*WORK INSTRUCTIONS*: Starting at the first line of the data, print each line verbatim up to and including the line bearing "const chapters = [1, 2, 3, 4, 5, 6];", omitting pictures.

*ENTRIES SUPPLIED*:
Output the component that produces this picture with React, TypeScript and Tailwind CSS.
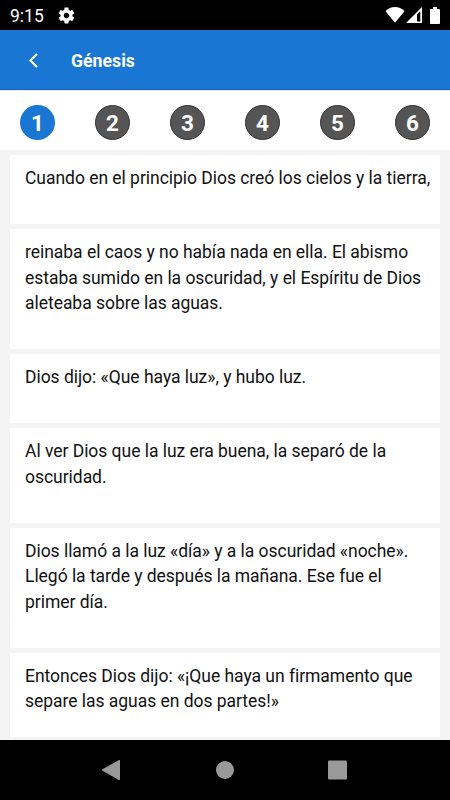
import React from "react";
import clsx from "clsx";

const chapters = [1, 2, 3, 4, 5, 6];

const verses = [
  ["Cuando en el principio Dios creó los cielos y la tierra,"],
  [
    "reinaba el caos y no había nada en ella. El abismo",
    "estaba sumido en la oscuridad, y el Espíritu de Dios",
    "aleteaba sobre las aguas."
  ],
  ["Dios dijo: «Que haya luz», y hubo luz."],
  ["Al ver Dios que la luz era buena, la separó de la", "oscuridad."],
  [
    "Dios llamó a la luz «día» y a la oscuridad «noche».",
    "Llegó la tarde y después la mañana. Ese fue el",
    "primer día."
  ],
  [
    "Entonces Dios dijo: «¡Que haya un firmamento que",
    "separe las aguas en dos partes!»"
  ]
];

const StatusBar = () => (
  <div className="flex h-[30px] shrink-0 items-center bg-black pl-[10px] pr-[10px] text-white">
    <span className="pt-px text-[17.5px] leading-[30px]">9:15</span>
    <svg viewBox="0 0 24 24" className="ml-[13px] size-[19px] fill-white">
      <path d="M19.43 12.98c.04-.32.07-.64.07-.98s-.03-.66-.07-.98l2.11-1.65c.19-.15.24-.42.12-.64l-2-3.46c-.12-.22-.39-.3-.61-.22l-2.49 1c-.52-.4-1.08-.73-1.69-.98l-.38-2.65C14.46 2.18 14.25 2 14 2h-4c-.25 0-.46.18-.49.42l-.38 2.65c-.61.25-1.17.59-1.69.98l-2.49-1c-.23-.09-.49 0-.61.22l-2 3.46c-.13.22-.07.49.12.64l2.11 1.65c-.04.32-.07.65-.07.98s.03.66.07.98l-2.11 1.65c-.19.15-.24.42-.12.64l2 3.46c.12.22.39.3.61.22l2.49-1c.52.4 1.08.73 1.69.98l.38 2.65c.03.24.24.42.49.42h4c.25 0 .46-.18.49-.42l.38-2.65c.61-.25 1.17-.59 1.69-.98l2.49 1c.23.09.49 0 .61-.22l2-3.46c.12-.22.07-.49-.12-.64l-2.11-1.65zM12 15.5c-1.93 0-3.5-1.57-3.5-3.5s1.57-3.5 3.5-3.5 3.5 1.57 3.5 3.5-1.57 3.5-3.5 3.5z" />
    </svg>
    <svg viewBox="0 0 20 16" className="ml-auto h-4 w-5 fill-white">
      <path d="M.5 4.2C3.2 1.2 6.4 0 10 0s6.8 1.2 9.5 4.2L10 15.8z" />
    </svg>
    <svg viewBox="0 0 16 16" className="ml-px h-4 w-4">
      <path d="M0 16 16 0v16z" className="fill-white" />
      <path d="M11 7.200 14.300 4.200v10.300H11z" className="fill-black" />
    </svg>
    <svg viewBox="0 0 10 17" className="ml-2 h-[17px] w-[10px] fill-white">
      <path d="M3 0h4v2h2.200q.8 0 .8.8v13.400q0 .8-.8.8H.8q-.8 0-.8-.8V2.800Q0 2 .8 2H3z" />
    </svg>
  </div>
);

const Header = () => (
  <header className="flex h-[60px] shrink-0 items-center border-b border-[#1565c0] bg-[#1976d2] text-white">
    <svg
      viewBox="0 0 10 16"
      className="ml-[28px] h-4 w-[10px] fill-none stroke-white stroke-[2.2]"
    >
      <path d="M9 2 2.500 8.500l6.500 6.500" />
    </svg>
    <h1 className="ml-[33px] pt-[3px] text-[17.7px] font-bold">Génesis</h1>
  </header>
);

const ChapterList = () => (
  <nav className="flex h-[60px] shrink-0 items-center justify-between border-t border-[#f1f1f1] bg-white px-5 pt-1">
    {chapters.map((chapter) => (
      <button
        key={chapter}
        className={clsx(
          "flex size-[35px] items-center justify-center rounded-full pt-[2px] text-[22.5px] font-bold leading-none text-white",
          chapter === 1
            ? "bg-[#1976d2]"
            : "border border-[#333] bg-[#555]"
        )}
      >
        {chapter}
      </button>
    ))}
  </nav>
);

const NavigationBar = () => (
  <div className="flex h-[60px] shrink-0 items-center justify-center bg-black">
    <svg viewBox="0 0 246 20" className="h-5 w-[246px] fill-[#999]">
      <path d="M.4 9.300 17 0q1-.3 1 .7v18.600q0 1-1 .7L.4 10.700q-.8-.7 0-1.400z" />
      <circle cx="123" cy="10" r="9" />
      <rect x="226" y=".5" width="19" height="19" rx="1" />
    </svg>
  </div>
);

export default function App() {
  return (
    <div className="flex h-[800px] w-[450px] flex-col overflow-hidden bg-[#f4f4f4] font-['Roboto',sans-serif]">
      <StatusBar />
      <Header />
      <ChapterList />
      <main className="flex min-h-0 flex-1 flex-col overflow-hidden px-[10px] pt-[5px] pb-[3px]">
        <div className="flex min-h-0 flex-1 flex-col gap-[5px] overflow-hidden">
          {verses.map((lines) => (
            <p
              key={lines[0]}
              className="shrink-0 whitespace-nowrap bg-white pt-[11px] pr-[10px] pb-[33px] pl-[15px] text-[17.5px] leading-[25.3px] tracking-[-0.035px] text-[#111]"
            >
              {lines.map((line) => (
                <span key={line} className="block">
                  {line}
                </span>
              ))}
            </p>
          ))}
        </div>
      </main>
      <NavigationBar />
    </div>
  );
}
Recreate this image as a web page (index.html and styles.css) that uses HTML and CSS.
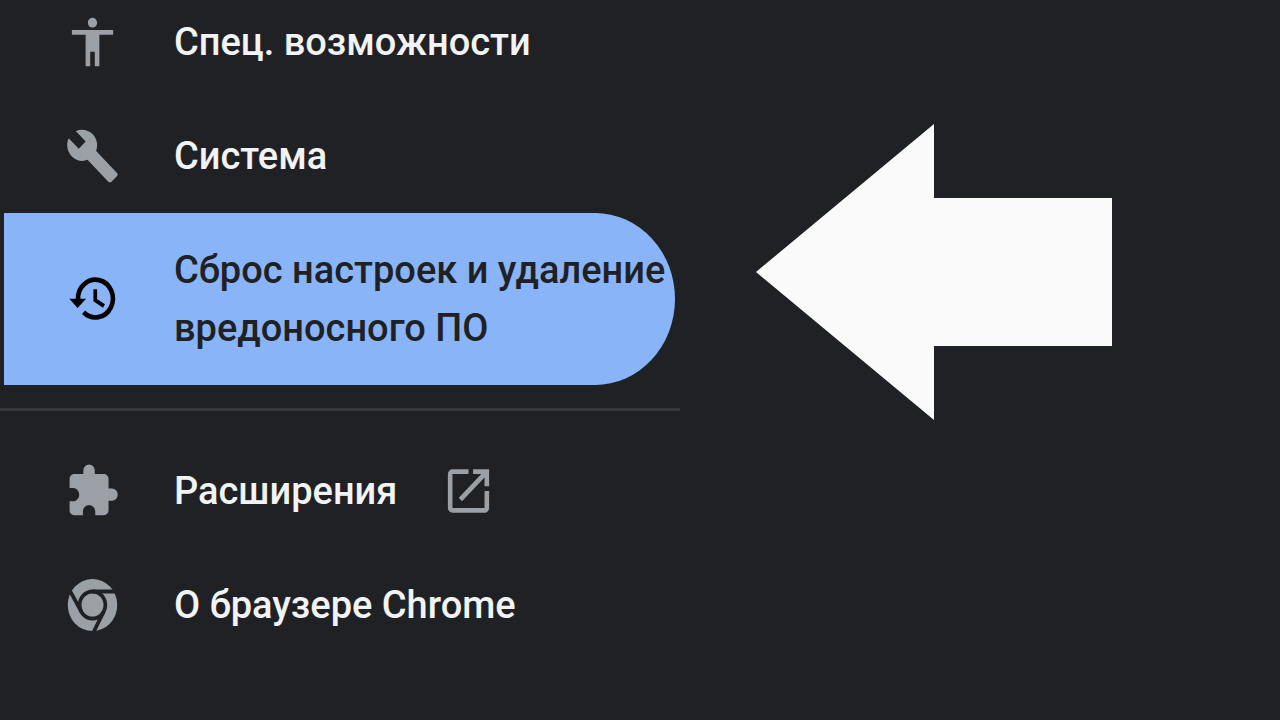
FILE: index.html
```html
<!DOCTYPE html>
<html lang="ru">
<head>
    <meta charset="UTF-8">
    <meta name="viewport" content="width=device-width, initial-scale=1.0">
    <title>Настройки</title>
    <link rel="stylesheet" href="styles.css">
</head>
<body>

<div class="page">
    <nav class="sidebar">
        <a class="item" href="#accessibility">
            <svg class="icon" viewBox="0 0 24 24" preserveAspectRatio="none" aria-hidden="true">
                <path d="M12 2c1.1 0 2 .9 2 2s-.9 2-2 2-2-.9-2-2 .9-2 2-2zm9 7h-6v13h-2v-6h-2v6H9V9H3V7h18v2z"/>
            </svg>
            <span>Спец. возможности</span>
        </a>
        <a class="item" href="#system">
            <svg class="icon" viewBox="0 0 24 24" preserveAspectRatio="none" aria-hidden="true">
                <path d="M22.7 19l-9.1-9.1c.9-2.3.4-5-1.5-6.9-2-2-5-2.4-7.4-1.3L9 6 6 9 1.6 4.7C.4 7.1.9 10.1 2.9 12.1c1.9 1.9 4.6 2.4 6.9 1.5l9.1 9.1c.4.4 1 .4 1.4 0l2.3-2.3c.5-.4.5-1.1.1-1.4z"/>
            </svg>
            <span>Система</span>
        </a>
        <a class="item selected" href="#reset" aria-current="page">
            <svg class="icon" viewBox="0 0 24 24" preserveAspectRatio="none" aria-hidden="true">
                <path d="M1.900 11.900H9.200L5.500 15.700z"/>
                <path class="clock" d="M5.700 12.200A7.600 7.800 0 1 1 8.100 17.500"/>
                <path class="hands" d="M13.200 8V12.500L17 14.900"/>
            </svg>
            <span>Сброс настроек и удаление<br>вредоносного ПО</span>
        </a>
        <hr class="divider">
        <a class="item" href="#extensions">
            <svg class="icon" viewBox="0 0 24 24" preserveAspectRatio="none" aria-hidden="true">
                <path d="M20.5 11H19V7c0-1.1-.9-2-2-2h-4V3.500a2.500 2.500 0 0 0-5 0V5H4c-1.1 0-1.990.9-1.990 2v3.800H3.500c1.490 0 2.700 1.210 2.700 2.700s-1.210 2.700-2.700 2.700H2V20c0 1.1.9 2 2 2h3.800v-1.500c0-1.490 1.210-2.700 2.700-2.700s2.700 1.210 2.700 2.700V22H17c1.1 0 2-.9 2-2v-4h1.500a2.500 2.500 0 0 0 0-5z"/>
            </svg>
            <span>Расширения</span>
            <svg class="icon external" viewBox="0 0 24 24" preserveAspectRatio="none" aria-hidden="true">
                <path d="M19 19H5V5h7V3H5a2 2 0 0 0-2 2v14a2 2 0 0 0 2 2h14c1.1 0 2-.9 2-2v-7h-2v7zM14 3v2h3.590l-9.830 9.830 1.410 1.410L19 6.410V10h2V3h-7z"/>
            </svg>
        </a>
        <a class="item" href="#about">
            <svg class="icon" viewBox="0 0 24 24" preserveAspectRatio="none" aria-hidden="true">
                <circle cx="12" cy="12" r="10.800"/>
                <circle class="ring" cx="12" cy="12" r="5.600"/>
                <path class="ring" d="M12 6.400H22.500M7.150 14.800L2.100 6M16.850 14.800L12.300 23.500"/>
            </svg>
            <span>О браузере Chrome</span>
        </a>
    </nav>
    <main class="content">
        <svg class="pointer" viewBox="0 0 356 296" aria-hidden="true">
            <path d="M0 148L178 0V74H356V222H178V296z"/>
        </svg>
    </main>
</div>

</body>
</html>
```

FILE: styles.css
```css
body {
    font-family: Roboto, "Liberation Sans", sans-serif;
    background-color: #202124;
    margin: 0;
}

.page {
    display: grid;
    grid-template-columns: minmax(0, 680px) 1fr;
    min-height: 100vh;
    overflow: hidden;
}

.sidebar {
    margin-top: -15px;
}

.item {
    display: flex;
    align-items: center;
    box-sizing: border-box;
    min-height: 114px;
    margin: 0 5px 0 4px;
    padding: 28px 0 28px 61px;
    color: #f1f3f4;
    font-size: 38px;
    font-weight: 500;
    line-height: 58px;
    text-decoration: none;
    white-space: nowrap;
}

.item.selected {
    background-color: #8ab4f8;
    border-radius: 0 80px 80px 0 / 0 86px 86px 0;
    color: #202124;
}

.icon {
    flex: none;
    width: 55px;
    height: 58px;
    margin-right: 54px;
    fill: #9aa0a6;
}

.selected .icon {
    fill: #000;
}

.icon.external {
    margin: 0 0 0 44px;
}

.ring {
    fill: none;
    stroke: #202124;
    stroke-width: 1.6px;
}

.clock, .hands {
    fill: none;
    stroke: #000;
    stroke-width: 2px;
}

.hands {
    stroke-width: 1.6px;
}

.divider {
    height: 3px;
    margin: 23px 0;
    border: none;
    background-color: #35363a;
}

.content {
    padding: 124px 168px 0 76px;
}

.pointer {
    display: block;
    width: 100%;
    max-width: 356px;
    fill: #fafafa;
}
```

*EXERCISE OUTPUT*:
Output the component that produces this picture with React, TypeScript and Tailwind CSS.
import React from "react";
import clsx from "clsx";

const chapters = [1, 2, 3, 4, 5, 6];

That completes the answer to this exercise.